Por suerte, el tercer día en el Endurance amaneció ligeramente despejado durante el tiempo suficiente para desmontar el campamento e iniciar el descenso. La última parte del Hielo Patagónico Norte se abría ante nosotros. Pero la felicidad dura poco y pronto volvimos a sumergirnos en el whiteout. Pese a todo, habíamos tenido el tiempo justo para salir de la zona de peligro. Volvimos al compás y a la navegación en ese mar de nubes y hielo. Desde este punto, nos esperaba una suave bajada hasta el glaciar Steffen. A partir de ese momento, serían las grietas el último obstáculo a vencer: era el ocho de diciembre, día numero 20 de expedición, y empezábamos a vislumbrar el final de la travesía.
EN LAS ENTRAÑAS DEL MONSTRUO
Las grietas representan, sin duda, el gran riesgo en las travesías por glaciares. En una de ellas, cercana a nuestro recorrido, perdió la vida el guarda y guía suizo Franco Della Torre, una de las personas que más veces se había internado en el Campo de Hielo Norte, incluyendo alguna incursión en solitario. Hace apenas un año cayó en una grieta y murió, dejando a su compañero frente a un dramático descenso en solitario, buscando en vano ayuda, en un lugar donde un rescate es prácticamente imposible.
Sobre el terreno, y sintiendo en nuestras carnes el carácter salvaje y virgen del lugar, éramos conscientes de encontrarnos en una situación similar. Al acabar la travesía, José me confesaría cómo aguzaba la vista al pasar sobre la oscuridad de cada grieta, imaginando entrever el cuerpo de Franco. Un mes en el hielo puede hacer volar mucho la imaginación.

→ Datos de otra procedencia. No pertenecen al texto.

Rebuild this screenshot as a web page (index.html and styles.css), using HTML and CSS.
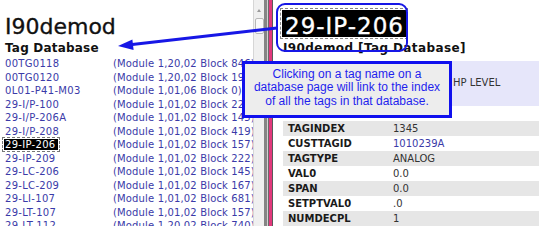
FILE: index.html
```html
<!DOCTYPE html>
<html>
<head>
<meta charset="utf-8">
<title>29-IP-206</title>
<link rel="stylesheet" href="styles.css">
</head>
<body>
<div class="page">
  <div class="left">
    <h1 class="db-title">I90demod</h1>
    <h2 class="db-sub">Tag Database</h2>
    <div class="tag-list">
      <a class="tag">00TG0118</a><span class="mod">(Module 1,20,02 Block 846)</span>
      <a class="tag">00TG0120</a><span class="mod">(Module 1,20,02 Block 191)</span>
      <a class="tag">0L01-P41-M03</a><span class="mod">(Module 1,01,06 Block 0)</span>
      <a class="tag">29-I/P-100</a><span class="mod">(Module 1,01,02 Block 227)</span>
      <a class="tag">29-I/P-206A</a><span class="mod">(Module 1,01,02 Block 145)</span>
      <a class="tag">29-I/P-208</a><span class="mod">(Module 1,01,02 Block 419)</span>
      <a class="tag"><span class="selected">29-IP-206</span></a><span class="mod">(Module 1,01,02 Block 157)</span>
      <a class="tag">29-IP-209</a><span class="mod">(Module 1,01,02 Block 222)</span>
      <a class="tag">29-LC-206</a><span class="mod">(Module 1,01,02 Block 145)</span>
      <a class="tag">29-LC-209</a><span class="mod">(Module 1,01,02 Block 167)</span>
      <a class="tag">29-LI-107</a><span class="mod">(Module 1,01,02 Block 681)</span>
      <a class="tag">29-LT-107</a><span class="mod">(Module 1,01,02 Block 157)</span>
      <a class="tag">29-LT-112</a><span class="mod">(Module 1,20,02 Block 740)</span>
    </div>
  </div>
  <div class="scrollbar">
    <span class="sb-up"></span>
    <span class="sb-thumb"></span>
  </div>
  <div class="divider">
    <span class="strip s1"></span>
    <span class="strip s2"></span>
    <span class="strip s3"></span>
    <span class="strip s4"></span>
    <span class="strip s5"></span>
  </div>
  <div class="right">
    <h1 class="tag-title"><span class="sel-title">29-IP-206</span></h1>
    <h2 class="tag-sub">I90demod [Tag Database]</h2>
    <div class="desc"><span class="desc-text">HP LEVEL</span></div>
    <table class="props">
      <tr><td class="k">TAGINDEX</td><td class="v">1345</td></tr>
      <tr><td class="k">CUSTTAGID</td><td class="v link">1010239A</td></tr>
      <tr><td class="k">TAGTYPE</td><td class="v">ANALOG</td></tr>
      <tr><td class="k">VAL0</td><td class="v">0.0</td></tr>
      <tr><td class="k">SPAN</td><td class="v">0.0</td></tr>
      <tr><td class="k">SETPTVAL0</td><td class="v">.0</td></tr>
      <tr><td class="k">NUMDECPL</td><td class="v">1</td></tr>
    </table>
  </div>
</div>

<div class="ring"></div>
<svg class="arrow" width="539" height="226" viewBox="0 0 539 226">
  <line x1="277" y1="28" x2="130" y2="44.7" stroke="#1717e6" stroke-width="3"/>
  <polygon points="118,46 133.6,50 132.4,39.5" fill="#1717e6"/>
</svg>
<div class="callout">Clicking on a tag name on a<br>database page will link to the index<br>of all the tags in that database.</div>
</body>
</html>
```

FILE: styles.css
```css
* { box-sizing: border-box; }

html, body {
  margin: 0;
  padding: 0;
}

body {
  width: 539px;
  height: 226px;
  overflow: hidden;
  position: relative;
  background: #fff;
  font-family: "DejaVu Sans", Verdana, sans-serif;
}

.page {
  display: flex;
  height: 226px;
}

/* ---------- left pane ---------- */
.left {
  width: 253px;
  flex: none;
  overflow: hidden;
  padding: 13px 0 0 5px;
}

.db-title {
  margin: 0;
  font-size: 22px;
  line-height: 27px;
  font-weight: normal;
  color: #111;
  -webkit-text-stroke: 0.35px #111;
}

.db-sub {
  margin: 1px 0 0;
  font-size: 12px;
  line-height: 14px;
  font-weight: bold;
  color: #111;
  letter-spacing: 0.2px;
}

.tag-list {
  margin-top: 2px;
  display: grid;
  grid-template-columns: 108px max-content;
  font-size: 10px;
  line-height: 13.5px;
  color: #3a3aa8;
  white-space: nowrap;
}

.tag {
  color: #3a3aa8;
  letter-spacing: 0.3px;
}

.mod {
  letter-spacing: 0.15px;
}

.selected {
  background: #000;
  color: #fff;
  padding: 0 2px 0 1px;
  margin-left: -1px;
  outline: 1px dashed #777;
  outline-offset: 1px;
}

/* ---------- scrollbar ---------- */
.scrollbar {
  width: 11px;
  flex: none;
  background: #f0f0f0;
  border-left: 1px solid #d6d6d6;
  display: flex;
  flex-direction: column;
  align-items: center;
  padding-top: 9px;
}

.sb-up {
  width: 0;
  height: 0;
  border-left: 2px solid transparent;
  border-right: 2px solid transparent;
  border-bottom: 3px solid #9a9a9a;
}

.sb-thumb {
  margin-top: 6px;
  width: 9px;
  height: 16px;
  background: #fafafa;
  border: 1px solid #b8b8b8;
  border-radius: 2px;
}

/* ---------- divider ---------- */
.divider {
  display: flex;
  flex: none;
}

.strip { display: block; height: 100%; }
.s1 { width: 3px; background: #858585; }
.s2 { width: 1px; background: #d2d2d2; }
.s3 { width: 1px; background: #6a6a6a; }
.s4 { width: 3px; background: #e2387c; }
.s5 { width: 1px; background: #5a5a5a; }

/* ---------- right pane ---------- */
.right {
  flex: 1;
  min-width: 0;
  padding: 10px 0 0 10px;
}

.tag-title {
  margin: 0;
  height: 27px;
  font-size: 23px;
  font-weight: normal;
}

.sel-title {
  display: inline-block;
  height: 27px;
  margin-left: -1px;
  padding: 6px 2px 0 3px;
  line-height: 21px;
  background: #000;
  color: #fff;
  letter-spacing: 1px;
  -webkit-text-stroke: 0.35px #fff;
  outline: 1px dashed #888;
  outline-offset: 1px;
}

.tag-sub {
  margin: 4px 0 0;
  font-size: 12px;
  line-height: 14px;
  font-weight: bold;
  color: #111;
  letter-spacing: 0.4px;
  white-space: nowrap;
}

.desc {
  margin-top: 6px;
  height: 45px;
  background: #e6e6fa;
  padding: 15px 0 0 170px;
  font-size: 10px;
  line-height: 14px;
  color: #333;
}

.props {
  margin-top: 15px;
  width: 100%;
  border-collapse: collapse;
  font-size: 10px;
}

.props tr { height: 15px; }
.props tr:nth-child(odd) { background: #e6e6e6; }

.props td {
  padding: 0 0 0 5px;
  line-height: 15px;
  white-space: nowrap;
}

.props .k {
  width: 105px;
  font-weight: bold;
  color: #1a1a1a;
}

.props .v { color: #333; }
.props .link { color: #3a3aa8; }

/* ---------- annotation overlays ---------- */
.ring {
  position: absolute;
  left: 276px;
  top: 3px;
  width: 132px;
  height: 49px;
  border: 2px solid #1717e6;
  border-radius: 9px;
}

.arrow {
  position: absolute;
  left: 0;
  top: 0;
  pointer-events: none;
}

.callout {
  position: absolute;
  left: 242px;
  top: 61px;
  width: 210px;
  height: 57px;
  border: 3px solid #1010ee;
  background: #ededed;
  padding-top: 4px;
  text-align: center;
  font-family: "Liberation Sans", Arial, sans-serif;
  font-size: 12px;
  line-height: 13.4px;
  color: #1f1fee;
  white-space: nowrap;
}
```
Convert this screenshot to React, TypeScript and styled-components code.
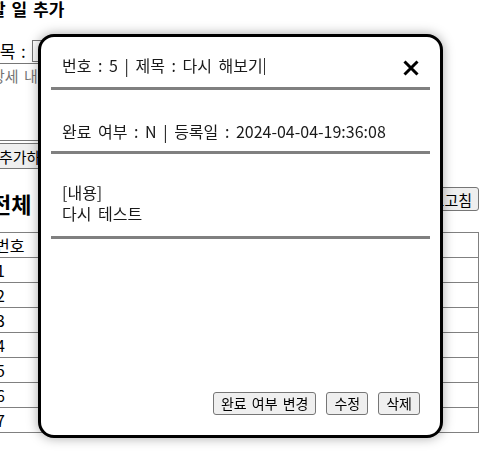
import React from "react";
import styled, { createGlobalStyle } from "styled-components";

const Global = createGlobalStyle`
  html, body { margin: 0; padding: 0; background: #fff; overflow: hidden; }
  body { font-family: "Noto Sans CJK KR", "Noto Sans", sans-serif; color: #000; }
`;

const Page = styled.div`
  margin-left: -12px;
  width: 491px;
  display: flex;
  flex-direction: column;
`;

const AddTitle = styled.h3`
  margin: 0 0 0 2px;
  font-size: 17px;
  line-height: 18px;
  font-weight: 700;
  word-spacing: 2px;
`;

const FieldRow = styled.div`
  margin-top: 22px;
  margin-left: -4px;
  display: flex;
  align-items: center;
  gap: 6px;
  font-size: 17px;
  line-height: 20px;
  word-spacing: 2px;
`;

const TextInput = styled.input`
  width: 160px;
  height: 18px;
  border: 1px solid #767676;
`;

const Area = styled.textarea`
  margin-top: 1px;
  margin-left: -6px;
  width: 200px;
  height: 74px;
  padding: 1px 8px;
  border: 1px solid #767676;
  font-family: "Noto Sans CJK KR", sans-serif;
  font-size: 15px;
  word-spacing: 2px;
  resize: none;
  &::placeholder { color: #757575; }
`;

const PlainButton = styled.button`
  font-family: "Noto Sans CJK KR", sans-serif;
  font-size: 14px;
  line-height: 17px;
  height: 23px;
  padding: 0 6px;
  border: 1px solid #767676;
  border-radius: 3px;
  background: #efefef;
  color: #000;
  white-space: nowrap;
  word-spacing: 2px;
`;

const AddButton = styled(PlainButton)`
  margin-top: 2px;
  align-self: flex-start;
  height: 26px;
  margin-left: 4px;
  font-size: 15px;
`;

const ListHead = styled.div`
  margin-top: 21px;
  display: flex;
  justify-content: space-between;
  align-items: center;
  height: 26px;
`;

const ListTitle = styled.h2`
  margin: 0 0 0 3px;
  font-size: 22px;
  line-height: 26px;
  font-weight: 700;
  word-spacing: 3px;
`;

const RefreshButton = styled(PlainButton)`
  height: 24px;
  margin-top: -8px;
  font-size: 15px;
`;

const Table = styled.table`
  margin-top: 16px;
  margin-left: 4px;
  border-collapse: collapse;
  font-size: 16px;
`;

const Th = styled.th`
  border: 1px solid #808080;
  height: 22px;
  padding: 0 2px;
  font-weight: 400;
  text-align: left;
`;

const Td = styled.td`
  border: 1px solid #808080;
  height: 23px;
  padding: 0 2px;
  white-space: nowrap;
`;

const Num = styled(Td)`
  padding-left: 3px;
`;

const Link = styled.a`
  color: #0000ee;
  text-decoration: underline;
`;

const Modal = styled.div`
  position: fixed;
  left: 38px;
  top: 34px;
  width: 399px;
  height: 398px;
  border: 3px solid #000;
  border-radius: 16px;
  background: #fff;
  box-shadow: 0 0 12px rgba(0, 0, 0, 0.35);
  display: flex;
  flex-direction: column;
  font-size: 16px;
  color: #1a1a1a;
  word-spacing: 3px;
`;

const Header = styled.div`
  height: 50px;
  box-sizing: border-box;
  padding: 18px 21px 12px 21px;
  display: flex;
  align-items: center;
  justify-content: space-between;
  line-height: 20px;
`;

const Caret = styled.span`
  display: inline-block;
  width: 1px;
  height: 17px;
  background: #333;
  vertical-align: -3px;
  margin-left: 1px;
`;

const Close = styled.button`
  border: 0;
  background: none;
  padding: 0;
  width: 16px;
  height: 16px;
  margin-top: 6px;
  margin-right: 0;
  display: flex;
`;

const Divider = styled.div`
  height: 3px;
  margin: 0 10px;
  background: #808080;
`;

const Section = styled.div<{ $top: number; $bottom: number }>`
  padding: ${(p) => p.$top}px 21px ${(p) => p.$bottom}px 21px;
  line-height: 21px;
`;

const Spacer = styled.div`
  flex: 1;
`;

const Actions = styled.div`
  display: flex;
  justify-content: flex-end;
  gap: 10px;
  padding: 0 20px 20px 0;
`;

const ActionButton = styled(PlainButton)`
  font-size: 14px;
  padding: 0 7px;
  word-spacing: 2px;
`;

const rows = [
  ["1", "테스트"],
  ["2", "테스트"],
  ["3", "테스트"],
  ["4", "잡일"],
  ["5", "다시 해보기"],
  ["6", "공부"],
  ["7", "테스트"],
];

export default function App() {
  return (
    <>
      <Global />
      <Page>
        <AddTitle>할 일 추가</AddTitle>
        <FieldRow>
          <span>제목 :</span>
          <TextInput />
        </FieldRow>
        <Area placeholder="상세 내용" />
        <AddButton>추가하기</AddButton>
        <ListHead>
          <ListTitle>전체 할 일</ListTitle>
          <RefreshButton>새로고침</RefreshButton>
        </ListHead>
        <Table>
          <thead>
            <tr>
              <Th>번호</Th>
              <Th>제목</Th>
              <Th>완료 여부</Th>
            </tr>
          </thead>
          <tbody>
            {rows.map(([n, t]) => (
              <tr key={n}>
                <Num>{n}</Num>
                <Td>
                  <Link href="#">{t}</Link>
                </Td>
                <Td>N</Td>
              </tr>
            ))}
          </tbody>
        </Table>
      </Page>
      <Modal>
        <Header>
          <span>
            번호 : 5 | 제목 : 다시 해보기
            <Caret />
          </span>
          <Close aria-label="닫기">
            <svg width="16" height="16" viewBox="0 0 16 16">
              <path d="M1.5 1.5 L14.5 14.5 M14.5 1.5 L1.5 14.5" stroke="#000" strokeWidth="3" strokeLinecap="butt" />
            </svg>
          </Close>
        </Header>
        <Divider />
        <Section $top={31} $bottom={9}>완료 여부 : N | 등록일 : 2024-04-04-19:36:08</Section>
        <Divider />
        <Section $top={28} $bottom={12}>
          <div>[내용]</div>
          <div>다시 테스트</div>
        </Section>
        <Divider />
        <Spacer />
        <Actions>
          <ActionButton>완료 여부 변경</ActionButton>
          <ActionButton>수정</ActionButton>
          <ActionButton>삭제</ActionButton>
        </Actions>
      </Modal>
    </>
  );
}
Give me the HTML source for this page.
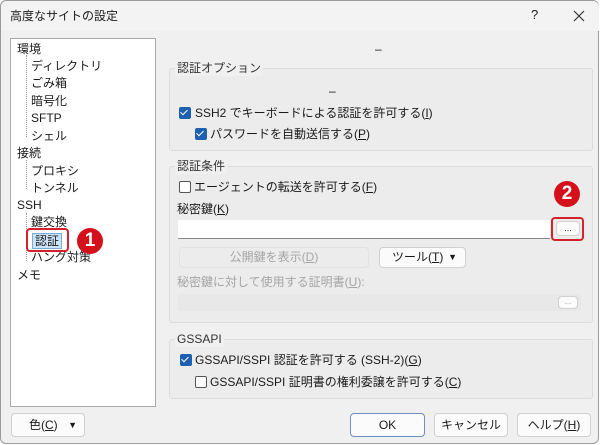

Tuvimos algo de suerte y a los pocos días el tiempo nos ayudó un poco. Debido a la menor altitud, ahora llovía en vez de nevar y, aunque lo hacía sin parar, al menos disponíamos de relativa visibilidad, lo que es fundamental dada la cantidad de grietas que se abrían en nuestro camino.
La progresión encordados con esquís y pulkas en un laberinto de hielo puede ser trabajosa. Además acarrear el trineo, tirar de él y bajarlo de cada resalte del terreno resulta extenuante. Para llevar las pulkas de un lado a otro de las grietas tuvimos que emplear en algunos casos polipastos y en otros, simplemente nuestra fuerza bruta. Todo este esfuerzo, unido al estrés continuo que supone recorrer durante muchos días un campo de minas, acaba siendo agotador.
Pese a todo, los días fueron pasando y, tras cruzar cientos de grietas en todas direcciones, nos situamos sobre el glaciar Steffen, con la perspectiva de cruzarlo y descender junto a la rimaya hasta el lugar donde, según habíamos oído, se encontraban los pobladores.
LA LLEGADA A PUERTO
El día 24 de expedición (12 de diciembre), tras dejar un depósito y abandonar algo de material, nos quitamos los esquís y cruzamos en sentido transversal los dos kilómetros de hielo vivo que nos separaban de tierra, bajo una lluvia constante. Aquella noche montamos campamento por primera vez junto a la roca.
Llovió durante toda la noche, hasta que el agua comenzó a formar ríos por la superficie del glaciar. Uno de ellos, para nuestra desgracia y sin saber cómo, pasaba exactamente por mitad de nuestra tienda, en la que se formó una charca donde nadaba mi saco. De mañana, el viento apenas nos dejó recoger el campamento: nos pusimos nuestras ropas caladas y volvimos a cruzar el ancho del glaciar en busca del depósito que habíamos dejado: un último viaje de ida y vuelta, y finalmente estábamos fuera del hielo.
Sólo quedaba bajar: dos personas, cuatro bultos y unos cien kilos de equipo. Decidimos dejar otro depósito e iniciamos el descenso. Esa noche clavaríamos la tienda en la hierba por primera vez en veinticinco días.
A la mañana siguiente emprenderíamos lo que considerábamos el penúltimo día de expedición, puesto que tarde o temprano habría que retornar a por el último depósito.
Caminando con nuestras botas de Telemark con el barro del bosque hasta las rodillas, vimos una cabaña de madera en la lejanía. Y un hombre con cara de llevar mucho tiempo sin ver a nadie salió a nuestro encuentro.
EPÍLOGO
El humo asciende rápidamente por la chimenea de la cabaña. En la cocina, las últimas ascuas calientan nuestros cuerpos y secan todo el equipo colgado por el humilde techo.
Don Efraín apura el mate tras nuestro relato, nos dice que somos los únicos en bajar por el ventisquero este año. Es hombre de pocas palabras. Echa un último tronco a la cocina y procede a irse a la cama junto con su mujer. Debe acostarse temprano pues mañana nos ayudará con sus caballos a recoger el último depósito que aún está en el glaciar.
Cuatro días más tarde, caminando, en bote, a caballo, y finalmente en barco a motor llegábamos a nuestro primer núcleo habitado: Caleta Tortel.